RAMALLAH, (Xinhua) — Top Palestinian official slams the U.S. efforts in dealing with the current tension between Palestinians and Israelis, as violent confrontations still continue to flare up in different areas in the West Bank, east Jerusalem and the Gaza Strip.
Ahead of a meeting between the U.S. President Barack Obama and the Israeli Prime Minister Benjamin Netanyahu in Washington on Monday, spokesperson of the Palestinian Presidency Nabil Abu Rdeineh considered American remarks regarding the Palestinian-Israeli conflict as “discouraging and in-conducive to calm the situation.”
In a statement published by the official Palestinian news agency WAFA, Abu Rdeineh said that the conflict currently stands at an alarming crossroads which could have dangerous consequences on the whole region, calling upon all parties to assume their responsibilities in solving it.
The presidency’s statement warned against the continuing Israeli policy of arresting and shooting Palestinians “without a reason” in light of a wave of violence that flared up in the beginning of October in response to tension in al-Aqsa mosque compound where Palestinians accuse Israel of imposing more restrictions on Palestinian worshipers access to the holy site.
Abu Rdeineh stressed that Jerusalem and the holy sites are a red line and settlements are illegal, adding that Palestinians reject any interim solutions that don’t include the establishment of the Palestinian state with east Jerusalem as its capital, on the foundation of the Arab Peace Initiative and the international legitimacy.
Rob Malley, an advisor for the U.S. president had said that President Obama has reached a conclusion that Palestinians and Israelis won’t reach a comprehensive final status agreement in the remainder of his term, “and there likely may not even be meaningful negotiations between the two sides.”
In a press meeting published by the White House website, Malley added that Obama wants to listen to Netanyahu’s views regards achieving progress in the current situation, “given its (Israel’s) own interests in stabilizing the situation in preventing the emergence of a one-state solution.”

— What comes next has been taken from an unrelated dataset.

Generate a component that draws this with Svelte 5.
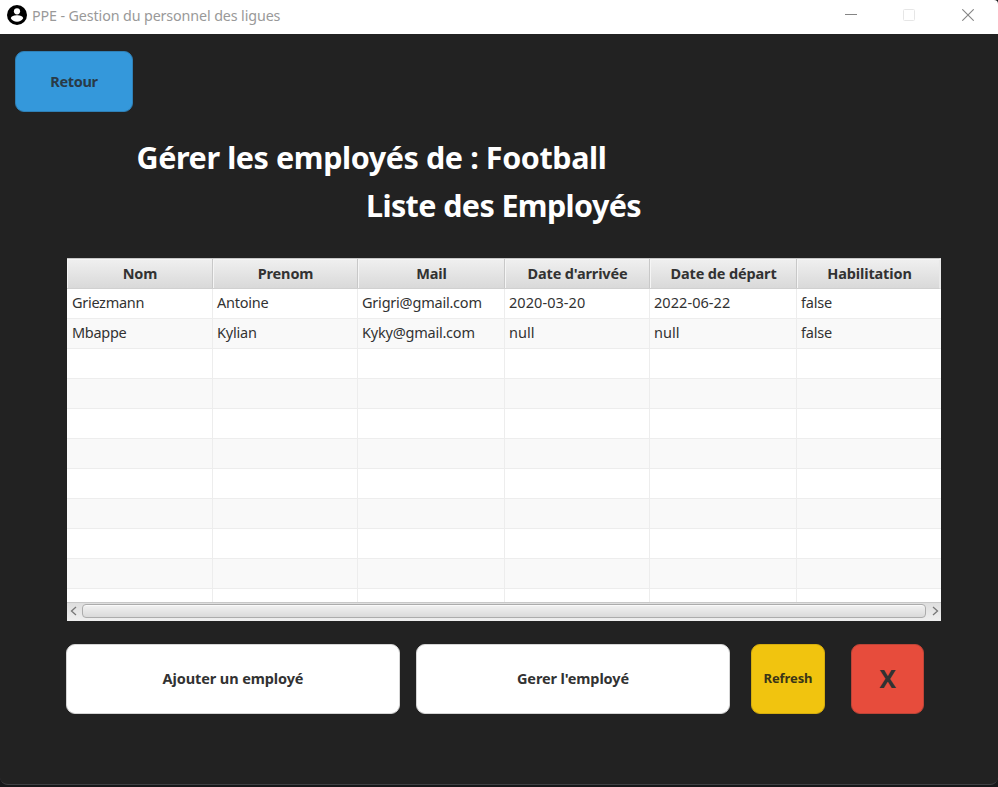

Netanyahu travels to the U.S. Sunday afternoon to meet Obama in the White House on Monday, the Israeli public radio reported.
The radio quoted sources in the Israeli government saying that they hope that Netanyahu’s visit would “open a new page in the relations between the two countries.”
The radio reported that the meeting would discuss the U.S assistance to Iran following the nuclear deal.
On the ground level, the intensity of the violence between Palestinians and Israelis has relatively calmed down in the past few days, but tension is still high.
The Palestinian death toll since the breakout of the current escalation in October, mounted to 79. In turn, more than 10 Israelis were killed in attacks carried out by Palestinians.
The latest death occurred Sunday morning when a Palestinian was killed by the Israeli army’s fire at Zatara checkpoint near Nablus city, north of the West Bank.
The Palestinian Health Ministry said that the Israeli authorities captured the body of the unidentified man, preventing the Palestinian medics from approaching the site.
A spokesperson of the Israeli police said in a statement that the man was driving a car when he ran over Israelis standing near buss stations, wounding three of them.
Since early October, Israel has detained more than 1,600 Palestinians from east Jerusalem and the West Bank, Palestinian sources said.
A report, issued by the Detainees and ex-Detainees Affairs Committee in the PalestineLiberation Organization (PLO), said that many Israeli jails and detention centers are getting overcrowded.
Israeli authorities say that the detained are accused of carrying out attacks against Israelis, whereas Palestinian human rights organization accuse Israel of tutoring Palestinians to intimidate them from participating in protests against Israel.
Palestinian-Israeli peace talks have been frozen since the end of March of 2014, after nine month of U.S.-brokered talks failed to achieve progress to end the decade-long conflict.